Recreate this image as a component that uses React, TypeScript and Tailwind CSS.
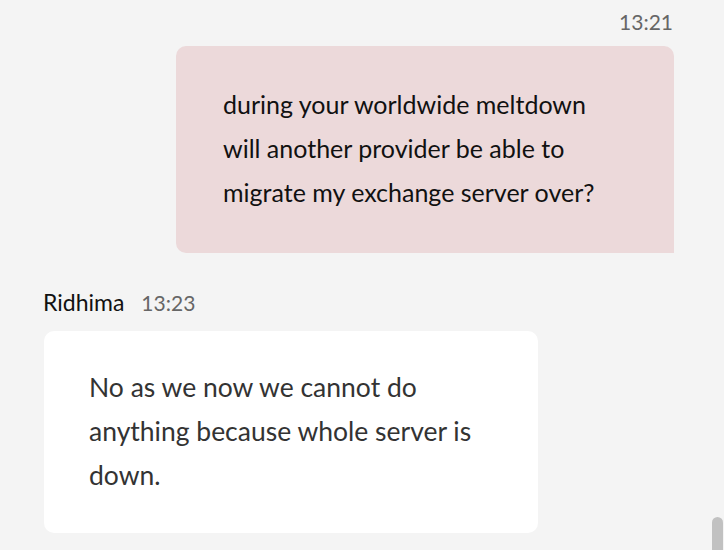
import React from 'react';

const font = { fontFamily: 'Lato, "Liberation Sans", sans-serif' };

export default function App() {
  return (
    <div className="relative h-[550px] w-full overflow-hidden bg-[#f4f4f4]" style={font}>
      {/* outgoing */}
      <div className="pt-[8px] pr-[50px] flex flex-col items-end">
        <span className="text-[21px] leading-[28px] text-[#666666] pr-[1px]">13:21</span>
        <div className="mt-[10px] w-[498px] rounded-[10px] rounded-br-none bg-[#ecd9da] pl-[47px] pr-[30px] pt-[36px] pb-[39px]">
          <p className="text-[25px] leading-[44px] text-[#111111]">
            during your worldwide meltdown
            <br />
            will another provider be able to
            <br />
            migrate my exchange server over?
          </p>
        </div>
      </div>

      {/* incoming */}
      <div className="mt-[35px] pl-[43px]">
        <div className="flex items-baseline gap-[17px]">
          <span className="text-[23px] leading-[28px] text-[#111111]">Ridhima</span>
          <span className="text-[21px] leading-[28px] text-[#666666]">13:23</span>
        </div>
        <div className="mt-[14px] ml-[1px] w-[494px] rounded-[10px] bg-white pl-[45px] pr-[20px] pt-[34px] pb-[36px]">
          <p className="text-[26.5px] leading-[44px] text-[#333333]">
            No as we now we cannot do
            <br />
            anything because whole server is
            <br />
            down.
          </p>
        </div>
      </div>

      <div className="absolute right-[1px] top-[517px] h-[48px] w-[11px] rounded-full bg-[#c1c1c1]" />
    </div>
  );
}
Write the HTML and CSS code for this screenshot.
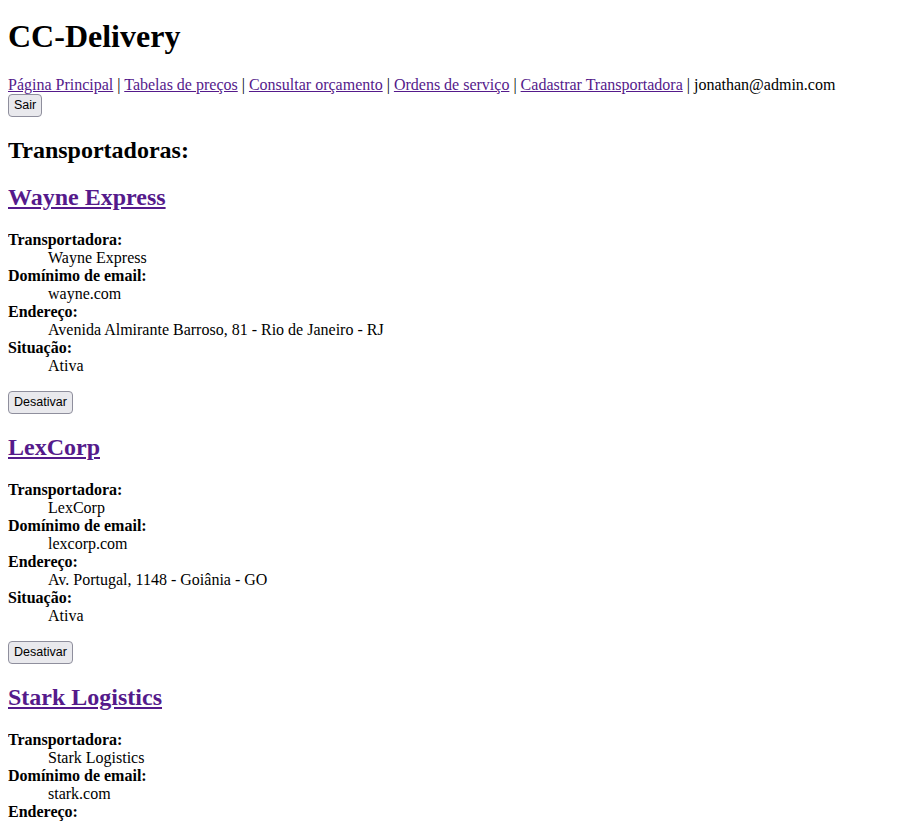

Exercise directions: Transcribe the records above exactly, omitting every picture they contain.

Result below:
Recreate this image as a component that uses React, TypeScript and Tailwind CSS.
import React from 'react';

const font = { fontFamily: 'Lato, "Liberation Sans", sans-serif' };

export default function App() {
  return (
    <div className="relative h-[550px] w-full overflow-hidden bg-[#f4f4f4]" style={font}>
      {/* outgoing */}
      <div className="pt-[8px] pr-[50px] flex flex-col items-end">
        <span className="text-[21px] leading-[28px] text-[#666666] pr-[1px]">13:21</span>
        <div className="mt-[10px] w-[498px] rounded-[10px] rounded-br-none bg-[#ecd9da] pl-[47px] pr-[30px] pt-[36px] pb-[39px]">
          <p className="text-[25px] leading-[44px] text-[#111111]">
            during your worldwide meltdown
            <br />
            will another provider be able to
            <br />
            migrate my exchange server over?
          </p>
        </div>
      </div>

      {/* incoming */}
      <div className="mt-[35px] pl-[43px]">
        <div className="flex items-baseline gap-[17px]">
          <span className="text-[23px] leading-[28px] text-[#111111]">Ridhima</span>
          <span className="text-[21px] leading-[28px] text-[#666666]">13:23</span>
        </div>
        <div className="mt-[14px] ml-[1px] w-[494px] rounded-[10px] bg-white pl-[45px] pr-[20px] pt-[34px] pb-[36px]">
          <p className="text-[26.5px] leading-[44px] text-[#333333]">
            No as we now we cannot do
            <br />
            anything because whole server is
            <br />
            down.
          </p>
        </div>
      </div>

      <div className="absolute right-[1px] top-[517px] h-[48px] w-[11px] rounded-full bg-[#c1c1c1]" />
    </div>
  );
}
Write the HTML and CSS code for this screenshot.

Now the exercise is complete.